If, then, he be thus circumstanced (as I think nobody in America will deny he is), his forbearing to justify himself, by expressing his abhorrence of the sentiments of Stone, and of the conduct of his despotic employers, can no longer appear wonderful. Instead of ascribing his forbearance to candour, consistency, or an unshaken adherence to truth, we ought to ascribe it, first, to a well-grounded. fear of offending the humane and enlightened patrons, on whom he depends as the only remaining anchor of his shattered fortune and fame; and, secondly, to an apprehension of rousing the resentment of the rancorous traitor Stone, who, by way of revenge for his pusillanimous defection, would undoubtedly have produced other parts of the correspondence between him and his ghostly confessor, which might, perhaps, have changed presumptive into positive proof.

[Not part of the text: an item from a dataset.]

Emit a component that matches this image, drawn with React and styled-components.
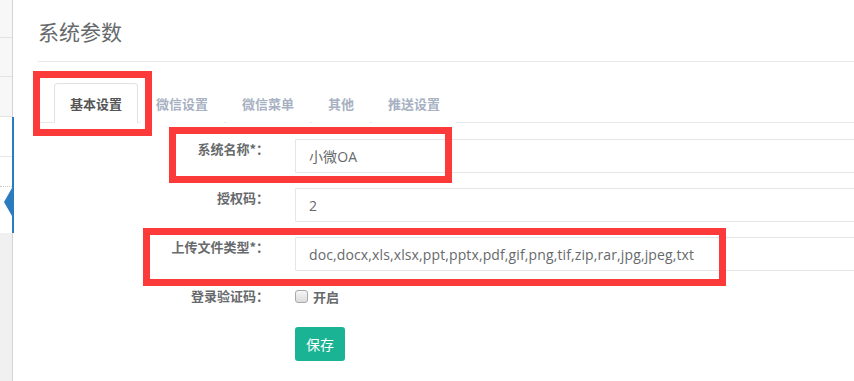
import styled, { createGlobalStyle } from "styled-components";

const GlobalStyle = createGlobalStyle`
    html, body {
        margin: 0;
        padding: 0;
        background: #fff;
    }
    body {
        font-family: "Open Sans", "Noto Sans CJK SC", sans-serif;
        color: #676a6c;
    }
`

const Page = styled.div`
    position: relative;
    display: flex;
    width: 854px;
    height: 381px;
    overflow: hidden;
`

/* sidebar strip cut off at the left edge */
const Sidebar = styled.aside`
    flex: none;
    width: 12px;
    display: flex;
    flex-direction: column;
    background: #f0f0f0;
    border-right: 1px solid #d4d4d4;
`
const MenuItem = styled.div`
    height: ${props => props.h}px;
    flex: none;
    background: #f7f7f7;
    border-bottom: 1px solid #e3e3e3;
`
const ActiveItem = styled.div`
    position: relative;
    flex: none;
    margin-right: -2px;
    background: #fff;
    border-right: 2px solid #2b7bc0;
    height: 116px;
`
const SubItem = styled.div`
    height: ${props => props.h}px;
    border-bottom: 1px ${props => props.dotted ? "dotted #c8c8c8" : "solid #e7e7e7"};
`
const Arrow = styled.span`
    position: absolute;
    right: 0;
    top: 71px;
    width: 0;
    height: 0;
    border-top: 14px solid transparent;
    border-bottom: 14px solid transparent;
    border-right: 8px solid #2b7bc0;
`

const Main = styled.main`
    flex: 1;
    min-width: 0;
    overflow: hidden;
    padding-left: 25px;
`
const Header = styled.div`
    height: 62px;
    box-sizing: border-box;
    padding-top: 21px;
    border-bottom: 1px solid #e7eaec;
`
const Title = styled.h2`
    margin: 0;
    font-size: 21px;
    line-height: 22px;
    font-weight: 400;
    color: #676a6c;
`

const TabList = styled.ul`
    display: flex;
    margin: 21px 0 0;
    padding: 0 0 0 16px;
    list-style: none;
    border-bottom: 1px solid #e7eaec;
`
const Tab = styled.li`
    height: 38px;
    display: flex;
    align-items: center;
    padding: 0 15px;
    margin: 0 2px -1px 0;
    font-size: 13px;
    font-weight: 700;
    color: ${props => props.active ? "#555" : "#a7b1c2"};
    background: #fff;
    border: 1px solid ${props => props.active ? "#e2e2e2" : "transparent"};
    border-bottom-color: ${props => props.active ? "#fff" : "transparent"};
    border-radius: 4px 4px 0 0;
`

const Form = styled.form`
    padding-top: 16px;
`
const FormRow = styled.div`
    display: grid;
    grid-template-columns: 231px 600px;
    column-gap: 26px;
    align-items: start;
    margin-bottom: ${props => props.gap ?? 15}px;
`
const Label = styled.label`
    text-align: right;
    font-family: "Noto Sans CJK SC", sans-serif;
    font-size: 13px;
    line-height: 20px;
    font-weight: 700;
    color: #676a6c;
`
const TextInput = styled.input`
    box-sizing: border-box;
    width: 100%;
    height: 34px;
    padding: 6px 13px;
    border: 1px solid #e5e6e7;
    border-radius: 1px;
    font-family: "Open Sans", "Noto Sans CJK SC", sans-serif;
    font-size: 14px;
    letter-spacing: 0.12px;
    color: #676a6c;
    background: #fff;
    outline: none;
`
const CheckLine = styled.div`
    display: flex;
    align-items: center;
    gap: 5px;
    height: 20px;
    font-size: 13px;
    font-weight: 700;
    color: #676a6c;
`
const Check = styled.input`
    appearance: none;
    margin: 0;
    width: 13px;
    height: 13px;
    border: 1px solid #a9a9a9;
    border-radius: 3px;
    background: linear-gradient(#f6f6f6, #dcdcdc);
`
const SaveButton = styled.button`
    grid-column: 2;
    justify-self: start;
    height: 34px;
    padding: 0 11px;
    border: none;
    border-radius: 3px;
    background: #1ab394;
    color: #fff;
    font-family: "Open Sans", "Noto Sans CJK SC", sans-serif;
    font-size: 14px;
`

/* red annotation frames drawn over the screenshot */
const Mark = styled.div`
    position: absolute;
    box-sizing: border-box;
    left: ${props => props.x}px;
    top: ${props => props.y}px;
    width: ${props => props.w}px;
    height: ${props => props.h}px;
    border: 7px solid #fd3a3a;
    pointer-events: none;
`

const tabs = ["基本设置", "微信设置", "微信菜单", "其他", "推送设置"];

const App = () => {
    return (
        <Page>
            <GlobalStyle />
            <Sidebar>
                <MenuItem h={37} />
                <MenuItem h={38} />
                <MenuItem h={39} />
                <ActiveItem>
                    <SubItem h={39} />
                    <SubItem h={29} dotted />
                    <Arrow />
                </ActiveItem>
            </Sidebar>
            <Main>
                <Header>
                    <Title>系统参数</Title>
                </Header>
                <TabList>
                    {tabs.map((t, i) => <Tab key={t} active={i === 0}>{t}</Tab>)}
                </TabList>
                <Form onSubmit={e => e.preventDefault()}>
                    <FormRow>
                        <Label>系统名称*：</Label>
                        <TextInput readOnly value="小微OA" />
                    </FormRow>
                    <FormRow>
                        <Label>授权码：</Label>
                        <TextInput readOnly value="2" />
                    </FormRow>
                    <FormRow>
                        <Label>上传文件类型*：</Label>
                        <TextInput readOnly value="doc,docx,xls,xlsx,ppt,pptx,pdf,gif,png,tif,zip,rar,jpg,jpeg,txt" />
                    </FormRow>
                    <FormRow gap={21}>
                        <Label>登录验证码：</Label>
                        <CheckLine>
                            <Check type="checkbox" readOnly />
                            开启
                        </CheckLine>
                    </FormRow>
                    <FormRow>
                        <SaveButton type="submit">保存</SaveButton>
                    </FormRow>
                </Form>
            </Main>
            <Mark x={33} y={71} w={119} h={65} />
            <Mark x={169} y={127} w={283} h={56} />
            <Mark x={143} y={228} w={583} h={58} />
        </Page>
    );
}

export default App;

His son Joseph, but a few days ago, told a gentleman in this city, that his father thought of leaving the country in a very little time. He said he did not like it; it was not fit for bim to live in.

The Doctor, is, on all occasions, the defender of the French revolution. A gentleman told him, a little while ago, that, "to defend that event, after having been a witness of its consequences, "be must either be a FOOL or a KNAVE." I think he is both; and I think very little can be said in defence of those who admit him into the circle of their acquaintance.

In all Priestley's writings, he takes special care to let people know, that he is a Citizen of France. Though he wrangles like a dog with Volney, he tells him, he is glad to be able to embrace him cordially as a fellow Citizen of France. He might, I believe, have embraced him with full as much propriety as a brother spy.